Objective - Gather every line that includes the word "index", please.

Dataset excerpt -
- - - - - - -
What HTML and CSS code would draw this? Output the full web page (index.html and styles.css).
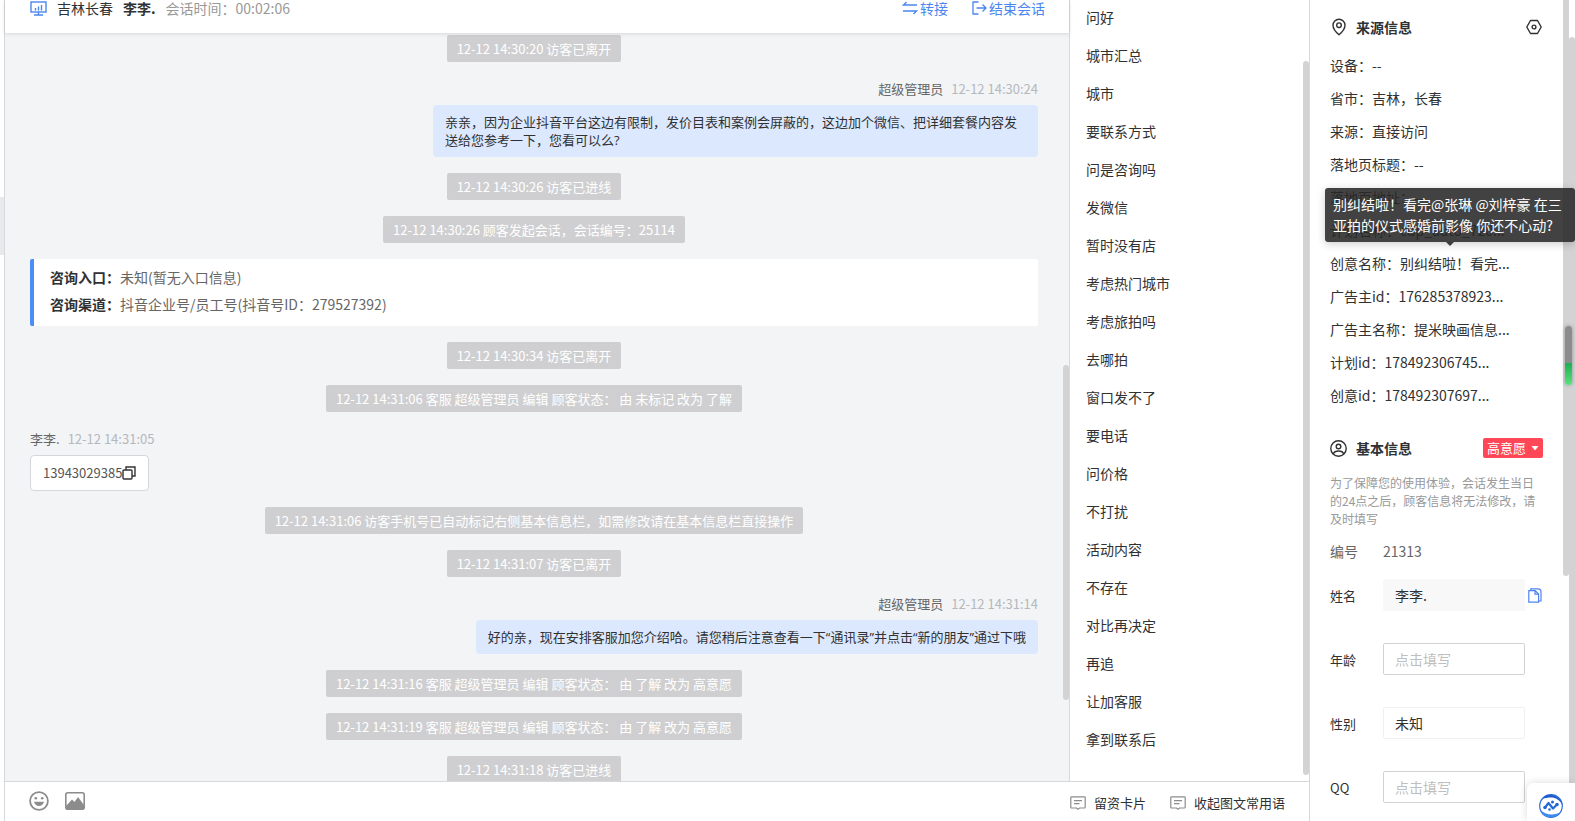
FILE: index.html
```html
<!DOCTYPE html>
<html lang="zh-CN">
<head>
    <meta charset="UTF-8">
    <meta name="viewport" content="width=device-width, initial-scale=1.0">
    <title>在线会话</title>
    <link rel="stylesheet" href="styles.css">
</head>
<body>
    <div class="app">
        <div class="session-strip"><div class="session-active"></div></div>

        <main class="workspace">
            <div class="workspace-top">
                <section class="chat">
                    <header class="chat-header">
                        <svg class="icon-screen" width="17" height="15" viewBox="0 0 17 15" fill="none" stroke="#4a86ee" stroke-width="1.4">
                            <rect x="1" y="1" width="15" height="10"/>
                            <path d="M8.5 11v2.500M4 14h9M5.500 7v2.500M8.500 5.500v4M11.500 4v5.500"/>
                        </svg>
                        <span class="city">吉林长春</span>
                        <strong class="visitor">李李.</strong>
                        <span class="duration">会话时间：00:02:06</span>
                        <div class="chat-actions">
                            <button class="link-button">
                                <svg width="16" height="14" viewBox="0 0 16 14" fill="none" stroke="#4a86ee" stroke-width="1.3">
                                    <path d="M15 4H1.500L4.500 1M1 10h13.500L11.500 13"/>
                                </svg>
                                转接
                            </button>
                            <button class="link-button">
                                <svg width="15" height="14" viewBox="0 0 15 14" fill="none" stroke="#4a86ee" stroke-width="1.3">
                                    <path d="M6.500 1H1v12h5.500M4.500 7H14M10.500 3.500L14 7l-3.500 3.500"/>
                                </svg>
                                结束会话
                            </button>
                        </div>
                    </header>

                    <!-- 消息列表 -->
                    <div class="messages">
                        <p class="notice">12-12 14:30:20 访客已离开</p>
                        <div class="message mine">
                            <div class="meta"><span class="sender">超级管理员</span><time>12-12 14:30:24</time></div>
                            <p class="bubble">亲亲，因为企业抖音平台这边有限制，发价目表和案例会屏蔽的，这边加个微信、把详细套餐内容发送给您参考一下，您看可以么?</p>
                        </div>
                        <p class="notice">12-12 14:30:26 访客已进线</p>
                        <p class="notice">12-12 14:30:26 顾客发起会话，会话编号：25114</p>
                        <div class="entry-card">
                            <div><strong>咨询入口：</strong>未知(暂无入口信息)</div>
                            <div><strong>咨询渠道：</strong>抖音企业号/员工号(抖音号ID：279527392)</div>
                        </div>
                        <p class="notice">12-12 14:30:34 访客已离开</p>
                        <p class="notice">12-12 14:31:06 客服 超级管理员 编辑 顾客状态： 由 未标记 改为 了解</p>
                        <div class="message">
                            <div class="meta"><span class="sender">李李.</span><time>12-12 14:31:05</time></div>
                            <div class="bubble phone">13943029385<button class="icon-button" aria-label="复制">
                                <svg width="14" height="14" viewBox="0 0 14 14" fill="none" stroke="#333" stroke-width="1.4">
                                    <rect x="1" y="4" width="9" height="9" rx="1"/>
                                    <path d="M4 4V1h9v9h-3"/>
                                </svg></button>
                            </div>
                        </div>
                        <p class="notice">12-12 14:31:06 访客手机号已自动标记右侧基本信息栏，如需修改请在基本信息栏直接操作</p>
                        <p class="notice">12-12 14:31:07 访客已离开</p>
                        <div class="message mine">
                            <div class="meta"><span class="sender">超级管理员</span><time>12-12 14:31:14</time></div>
                            <p class="bubble">好的亲，现在安排客服加您介绍哈。请您稍后注意查看一下“通讯录”并点击“新的朋友”通过下哦</p>
                        </div>
                        <p class="notice">12-12 14:31:16 客服 超级管理员 编辑 顾客状态： 由 了解 改为 高意愿</p>
                        <p class="notice">12-12 14:31:19 客服 超级管理员 编辑 顾客状态： 由 了解 改为 高意愿</p>
                        <p class="notice">12-12 14:31:18 访客已进线</p>
                    </div>
                    <div class="thumb thumb-chat"></div>
                </section>

                <!-- 常用语 -->
                <aside class="phrases">
                    <div class="phrase-list">
                        <button>问好</button>
                        <button>城市汇总</button>
                        <button>城市</button>
                        <button>要联系方式</button>
                        <button>问是咨询吗</button>
                        <button>发微信</button>
                        <button>暂时没有店</button>
                        <button>考虑热门城市</button>
                        <button>考虑旅拍吗</button>
                        <button>去哪拍</button>
                        <button>窗口发不了</button>
                        <button>要电话</button>
                        <button>问价格</button>
                        <button>不打扰</button>
                        <button>活动内容</button>
                        <button>不存在</button>
                        <button>对比再决定</button>
                        <button>再追</button>
                        <button>让加客服</button>
                        <button>拿到联系后</button>
                    </div>
                    <div class="thumb thumb-phrases"></div>
                </aside>
            </div>

            <footer class="toolbar">
                <button class="icon-button" aria-label="表情">
                    <svg width="20" height="20" viewBox="0 0 20 20">
                        <circle cx="10" cy="10" r="8.9" fill="none" stroke="#8c8c8c" stroke-width="1.8"/>
                        <circle cx="6.8" cy="7.2" r="1.3" fill="#8c8c8c"/>
                        <circle cx="13.2" cy="7.2" r="1.3" fill="#8c8c8c"/>
                        <path d="M5 10.800h10c-.6 2.700-2.500 4.200-5 4.200s-4.400-1.500-5-4.200z" fill="#8c8c8c"/>
                    </svg>
                </button>
                <button class="icon-button" aria-label="图片">
                    <svg width="20" height="18" viewBox="0 0 20 18">
                        <rect x=".8" y=".8" width="18.4" height="16.4" rx="2" fill="none" stroke="#8c8c8c" stroke-width="1.6"/>
                        <path d="M1 17v-3l6-6.500 2.500 2.500L13 5l6 8v4z" fill="#8c8c8c"/>
                    </svg>
                </button>
                <div class="toolbar-right">
                    <button class="text-button">
                        <svg width="16" height="14" viewBox="0 0 16 14" fill="none" stroke="#8c8c8c" stroke-width="1.2">
                            <path d="M1.600.8h12.800q.8 0 .8.8v9.600q0 .8-.8.8H9.500L8 13.200 6.500 12H1.600q-.8 0-.8-.8V1.600q0-.8.8-.8zM4 4.700h8M4 7.700h5.500"/>
                        </svg>
                        留资卡片
                    </button>
                    <button class="text-button">
                        <svg width="16" height="14" viewBox="0 0 16 14" fill="none" stroke="#8c8c8c" stroke-width="1.2">
                            <path d="M1.600.8h12.800q.8 0 .8.8v9.600q0 .8-.8.8H9.500L8 13.200 6.500 12H1.600q-.8 0-.8-.8V1.600q0-.8.8-.8zM4 4.700h8M4 7.700h5.500"/>
                        </svg>
                        收起图文常用语
                    </button>
                </div>
            </footer>
        </main>

        <!-- 顾客信息 -->
        <aside class="profile">
            <div class="panel-title">
                <svg width="17" height="18" viewBox="0 0 17 18" fill="none" stroke="#303133" stroke-width="1.4">
                    <path d="M9 16.800C6 14.300 3 11 3 7.300a6 6 0 0 1 12 0c0 3.700-3 7-6 9.500z"/>
                    <circle cx="9" cy="7.2" r="2.3"/>
                </svg>
                <h2>来源信息</h2>
                <button class="icon-button" aria-label="设置">
                    <svg width="17" height="16" viewBox="0 0 17 16" fill="none" stroke="#303133" stroke-width="1.4">
                        <path d="M4.500 1.500h7L15.200 8l-3.700 6.500h-7L.8 8z" stroke-linejoin="round"/>
                        <circle cx="8" cy="8" r="1.9"/>
                    </svg>
                </button>
            </div>
            <div class="source-list">
                <div>设备：--</div>
                <div>省市：吉林，长春</div>
                <div>来源：直接访问</div>
                <div>落地页标题：--</div>
                <div>落地页地址：--</div>
                <div>计划名称：cdp_auto_720...</div>
                <div class="has-tip">创意名称：别纠结啦！看完...
                    <div class="tooltip" role="tooltip">别纠结啦！看完@张琳 @刘梓豪 在三<br>亚拍的仪式感婚前影像 你还不心动?</div>
                </div>
                <div>广告主id：176285378923...</div>
                <div>广告主名称：提米映画信息...</div>
                <div>计划id：178492306745...</div>
                <div>创意id：178492307697...</div>
            </div>

            <div class="panel-title basic">
                <svg width="17" height="17" viewBox="0 0 17 17" fill="none" stroke="#303133" stroke-width="1.4">
                    <circle cx="8.5" cy="8.5" r="7.700"/>
                    <circle cx="8.5" cy="6.5" r="2.3"/>
                    <path d="M3.200 14c.8-2.200 2.700-3 5.300-3s4.500.8 5.300 3"/>
                </svg>
                <h2>基本信息</h2>
                <button class="level">高意愿
                    <svg width="8" height="5" viewBox="0 0 8 5"><path d="M.5 0h7L4 4.500z" fill="#fff"/></svg>
                </button>
            </div>
            <p class="hint">为了保障您的使用体验，会话发生当日的24点之后，顾客信息将无法修改，请及时填写</p>
            <div class="number-row"><span>编号</span><span>21313</span></div>
            <form class="fields">
                <div class="field">
                    <label for="name">姓名</label>
                    <input type="text" id="name" class="filled" value="李李.">
                    <button type="button" class="icon-button" aria-label="复制姓名">
                        <svg width="14" height="15" viewBox="0 0 14 15" fill="none" stroke="#4f83ee" stroke-width="1.2">
                            <path d="M.8 2.600h6.400l3.400 3.400v8.200H.8zM7 2.600v3.600h3.600"/>
                            <path d="M2.800 2.500V.8h7.200q3 0 3 3v9.200h-2.400"/>
                        </svg>
                    </button>
                </div>
                <div class="field">
                    <label for="age">年龄</label>
                    <input type="text" id="age" placeholder="点击填写">
                </div>
                <div class="field">
                    <label for="gender">性别</label>
                    <select id="gender"><option>未知</option></select>
                </div>
                <div class="field">
                    <label for="qq">QQ</label>
                    <input type="text" id="qq" placeholder="点击填写">
                </div>
            </form>
            <div class="thumb thumb-profile"></div>
            <div class="thumb thumb-page"></div>
            <div class="meter"></div>
            <button class="assistant" aria-label="助手">
                <svg width="24" height="24" viewBox="0 0 24 24">
                    <circle cx="12" cy="12" r="11.3" fill="#fff" stroke="#2f6de0" stroke-width="1.2"/>
                    <path d="M3 5C7-.8 16-1 21.500 6c1 1.500 1.700 3 2 5-2.500-5-7-7.500-11.500-7.500-3.500 0-6 .5-9 1.500z" fill="#1c5ccc"/>
                    <path d="M1.500 16c4 4.500 13 6 19 2.500C16 25.500 4.500 25 1.500 16z" fill="#3c8cf0"/>
                    <path d="M6 13.500L9.500 9l4.500 5.500 4-4" fill="none" stroke="#2468d8" stroke-width="2.2" stroke-linejoin="round"/>
                    <circle cx="6" cy="13.500" r="1.800" fill="#2468d8"/>
                    <circle cx="13.500" cy="8" r="1.500" fill="#2468d8"/>
                    <circle cx="10.500" cy="15.500" r="1.300" fill="#2468d8"/>
                    <circle cx="18" cy="10.500" r="1.800" fill="#2468d8"/>
                </svg>
            </button>
        </aside>
    </div>
</body>
</html>
```
FILE: styles.css
```css
:root {
    --blue: #4a86ee;
    --text: #303133;
    --border: #d5d9dc;
    --chat-bg: #f3f4f6;
    --thumb: #d3d3d3;
    --font: "Noto Sans CJK SC", sans-serif;
}

* {
    box-sizing: border-box;
}

body {
    margin: 0;
    font-family: var(--font);
    font-size: 14px;
    color: var(--text);
    background-color: white;
}

p, h2 {
    margin: 0;
}

button, input, select {
    font-family: inherit;
    font-size: inherit;
    color: inherit;
}

button {
    padding: 0;
    border: none;
    background: none;
    cursor: pointer;
}

svg {
    display: block;
    flex-shrink: 0;
}

.app {
    display: flex;
    height: 100vh;
    overflow: hidden;
}

.session-strip {
    width: 5px;
    padding-top: 197px;
    border-right: 1px solid var(--border);
}

.session-active {
    height: 58px;
    background-color: #e8e9eb;
}

.workspace {
    flex: 1;
    min-width: 0;
    display: flex;
    flex-direction: column;
}

.workspace-top {
    flex: 1;
    min-height: 0;
    display: flex;
}

/* 会话区 */
.chat {
    flex: 1;
    min-width: 0;
    display: flex;
    flex-direction: column;
    position: relative;
    background-color: var(--chat-bg);
}

.chat-header {
    display: flex;
    align-items: center;
    flex-shrink: 0;
    padding: 0 24px 17px 25px;
    line-height: 16px;
    background-color: white;
    box-shadow: 0 1px 4px rgba(0, 0, 0, 0.12);
    z-index: 1;
}

.city {
    margin-left: 10px;
}

.visitor {
    margin: 0 10px;
}

.duration {
    color: #999;
}

.chat-actions {
    display: flex;
    gap: 24px;
    margin-left: auto;
}

.link-button {
    display: flex;
    align-items: center;
    gap: 2px;
    line-height: 16px;
    color: var(--blue);
}

.messages {
    flex: 1;
    min-height: 0;
    overflow: hidden;
    display: flex;
    flex-direction: column;
    gap: 16px;
    padding: 2px 31px 0 25px;
    font-size: 13px;
    line-height: 18px;
}

.messages > * {
    flex-shrink: 0;
}

.notice {
    align-self: center;
    padding: 0 10px;
    line-height: 27px;
    color: white;
    background-color: #cfcfd1;
    border-radius: 2px;
}

.message {
    display: flex;
    flex-direction: column;
    align-items: flex-start;
}

.message.mine {
    align-items: flex-end;
}

.meta {
    display: flex;
    gap: 8px;
    line-height: 22px;
    padding-bottom: 5px;
}

.sender {
    color: #666;
}

.meta time {
    color: #b5b8bd;
}

.bubble {
    max-width: 605px;
    padding: 8px 12px;
    border-radius: 4px;
    background-color: #dce8fd;
    font-family: "Open Sans", "Noto Sans CJK SC", sans-serif;
}

.phone {
    display: flex;
    align-items: center;
    border: 1px solid #d4d7db;
    background-color: white;
    color: #555;
    font-family: var(--font);
}

.entry-card {
    padding: 5px 16px 8px;
    border-left: 4px solid #4c8df6;
    border-radius: 2px;
    background-color: white;
    font-size: 14px;
    line-height: 27px;
    color: #666;
}

.entry-card strong {
    color: var(--text);
}

/* 滚动条 */
.thumb {
    position: absolute;
    width: 6px;
    border-radius: 3px;
    background-color: var(--thumb);
}

.thumb-chat {
    top: 365px;
    right: 0;
    height: 335px;
}

.thumb-phrases {
    top: 61px;
    right: 0;
    bottom: 6px;
}

.thumb-profile {
    top: -6px;
    right: 6px;
    height: 582px;
}

.thumb-page {
    top: 37px;
    right: 0;
    bottom: -6px;
}

/* 常用语 */
.phrases {
    width: 240px;
    position: relative;
    overflow: hidden;
    border-left: 1px solid var(--border);
}

.phrase-list {
    margin-top: -2px;
}

.phrases button {
    display: block;
    width: 100%;
    padding: 0 16px;
    line-height: 38px;
    text-align: left;
}

.phrases button:hover {
    color: var(--blue);
}

.toolbar {
    display: flex;
    align-items: center;
    gap: 16px;
    height: 40px;
    flex-shrink: 0;
    padding: 0 24px 2px;
    border-top: 1px solid var(--border);
    font-size: 13px;
}

.toolbar-right {
    display: flex;
    gap: 24px;
    margin-left: auto;
    padding-top: 4px;
}

.text-button {
    display: flex;
    align-items: center;
    gap: 8px;
    line-height: 20px;
}

/* 顾客信息 */
.profile {
    width: 266px;
    flex-shrink: 0;
    position: relative;
    padding: 11px 32px 0 20px;
    border-left: 1px solid var(--border);
}

.panel-title {
    display: flex;
    align-items: center;
    gap: 9px;
    height: 32px;
}

.panel-title h2 {
    flex: 1;
    font-size: 14px;
}

.source-list {
    padding: 6px 0 5px;
    line-height: 33px;
    white-space: nowrap;
}

.has-tip {
    position: relative;
}

.tooltip {
    position: absolute;
    left: -5px;
    bottom: 38px;
    z-index: 2;
    width: 250px;
    padding: 6px 8px;
    border-radius: 3px;
    line-height: 21px;
    color: white;
    background-color: rgba(40, 40, 40, 0.88);
    box-shadow: 0 2px 8px rgba(0, 0, 0, 0.2);
}

.tooltip::after {
    content: "";
    position: absolute;
    top: 100%;
    left: 50%;
    margin-left: -4px;
    border: 4px solid transparent;
    border-top-color: #3c3c3c;
    border-bottom: none;
}

.basic {
    margin-top: 15px;
}

.level {
    display: flex;
    align-items: center;
    gap: 5px;
    padding: 0 4px;
    border-radius: 2px;
    background-color: #ff4757;
    font-size: 13px;
    line-height: 20px;
    color: white;
}

.hint {
    margin-top: 10px;
    font-size: 12px;
    line-height: 18px;
    color: #999;
}

.number-row {
    display: flex;
    margin-top: 12px;
    line-height: 22px;
    color: #666;
}

.number-row span:first-child {
    width: 53px;
}

.fields {
    display: flex;
    flex-direction: column;
    gap: 32px;
    margin-top: 17px;
}

.field {
    display: flex;
    align-items: center;
    height: 32px;
}

.field label {
    width: 53px;
    flex-shrink: 0;
    font-size: 13px;
}

.field input, .field select {
    width: 142px;
    height: 32px;
    padding: 0 11px;
    border: 1px solid #d0d2d6;
    border-radius: 2px;
    background-color: white;
    appearance: none;
}

.field select {
    border-color: #f0f0f0;
}

.field .filled {
    border-color: #f8f8f9;
    background-color: #f8f8f9;
}

.field input::placeholder {
    color: #bfbfbf;
}

.field .icon-button {
    margin-left: 3px;
}

.meter {
    position: absolute;
    top: 326px;
    right: 3px;
    width: 7px;
    height: 59px;
    border-radius: 4px;
    background: linear-gradient(#8c8c8c 62%, #1fae55 63%, #5be07e);
    box-shadow: 0 0 4px rgba(0, 0, 0, 0.3);
}

.assistant {
    position: absolute;
    right: 0;
    bottom: 0;
    width: 48px;
    height: 38px;
    padding: 8px 12px 0;
    border-radius: 6px 0 0 0;
    background-color: white;
    box-shadow: 0 0 8px rgba(0, 0, 0, 0.15);
}
```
- - - - - - -
Response for this exercise -
What HTML and CSS code would draw this? Output the full web page (index.html and styles.css).
FILE: index.html
    z-index: 1;
    z-index: 2;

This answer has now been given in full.